Fernández de Oviedo, el primer naturalista del Nuevo Mundo, referenció los tintes índigos de los aborígenes locales en 1526, y a mediados del siglo XVI ya El Salvador producía el 91 por ciento del añil procesado en América Central.
Los nativos tenían sus técnicas de extracción, pero los españoles introdujeron el sistema de obraje, que redujo el riesgo de enfermedades y muerte por la inmersión en el caldo de xiquilite fermentado, de cuya reducción resultaba el colorante.
Este producto fue, junto al café, el líder en las exportaciones salvadoreñas en el siglo XIX, pero la irrupción de los tintes industriales provocó la decadencia de dicha producción, arruinó los obrajes de procesamiento y socavó la tradición.
También incidieron el ataque de piratas a los cargamentos del añil y las plagas que asolaron las fincas de Chalatenango y Cabañas, un compendio de males que condujeron al colapso de la industria en 1945 y amenazó con extinguir esta práctica.

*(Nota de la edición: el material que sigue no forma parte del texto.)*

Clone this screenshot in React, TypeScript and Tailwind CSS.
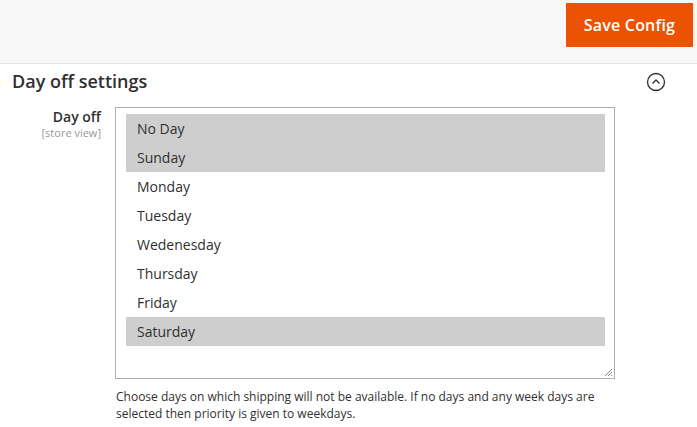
const days = [
  { name: "No Day", selected: true },
  { name: "Sunday", selected: true },
  { name: "Monday", selected: false },
  { name: "Tuesday", selected: false },
  { name: "Wedenesday", selected: false },
  { name: "Thursday", selected: false },
  { name: "Friday", selected: false },
  { name: "Saturday", selected: true },
];

function CollapseIcon() {
  return (
    <svg width="20" height="20" viewBox="0 0 20 20" fill="none">
      <circle cx="10" cy="10" r="8.5" stroke="#303030" strokeWidth="1.3" />
      <path d="M6.5 11.5 L10 8 L13.5 11.5" stroke="#303030" strokeWidth="1.3" />
    </svg>
  );
}

function ResizeHandle() {
  return (
    <svg width="9" height="9" viewBox="0 0 9 9" className="absolute right-[1px] bottom-[1px]">
      <path d="M1 8 L8 1 M4 8 L8 4 M7 8 L8 7" stroke="#777" strokeWidth="0.9" />
    </svg>
  );
}

export default function App() {
  return (
    <div className="w-[697px] h-[427px] bg-white text-[#303030] font-['Open_Sans',sans-serif] overflow-hidden">
      <div className="h-[64px] bg-[#f8f8f8] border-b border-[#e3e3e3] flex justify-end items-start pt-[3px] pr-[4px]">
        <button className="h-[44px] w-[127px] bg-[#eb5202] text-white text-[16px] font-semibold tracking-[0.2px]">
          Save Config
        </button>
      </div>

      <div className="flex items-center justify-between pl-[12px] pr-[31px] h-[35px]">
        <h2 className="text-[18px] font-semibold leading-none -mt-[2px]">Day off settings</h2>
        <CollapseIcon />
      </div>

      <div className="flex mt-[8px]">
        <div className="w-[101px] text-right leading-none pt-[3px]">
          <div className="text-[14px] font-semibold">Day off</div>
          <div className="text-[11px] text-[#999] mt-[3px]">[store view]</div>
        </div>
        <div className="ml-[14px] w-[500px]">
          <div className="relative h-[272px] border border-[#adadad] pt-[6px] pl-[10px] pr-[9px]">
            {days.map((d) => (
              <div
                key={d.name}
                className={`h-[29px] flex items-center pl-[11px] text-[14px] ${d.selected ? "bg-[#cecece]" : ""}`}
              >
                {d.name}
              </div>
            ))}
            <ResizeHandle />
          </div>
          <p className="text-[12px] leading-[17px] mt-[9px] pl-[1px] pr-[10px]">
            Choose days on which shipping will not be available. If no days and any week days are
            selected then priority is given to weekdays.
          </p>
        </div>
      </div>
    </div>
  );
}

Pero se han creado espacios para revertir esa situación, haciendo del xiquilite un emblema nacional y convirtiendo en destinos de interés turístico los sitios donde lo producen, como la hacienda Los Nacimientos, en Suchitoto.
Casi con la firma de los Acuerdos de Paz, en 1992, comenzó un programa para revivir su producción en lugares donde quedaban vestigios de obrajes, recopilando testimonios de los pocos maestros punteros que aún recordaban los secretos para extraer la tinta.
La creciente demanda de tintes orgánicos propició un resurgir de la exportación de un producto que identifica y enorgullece a una nación culturalmente policroma, que ya no quiere teñirse de sangre, si no de añil.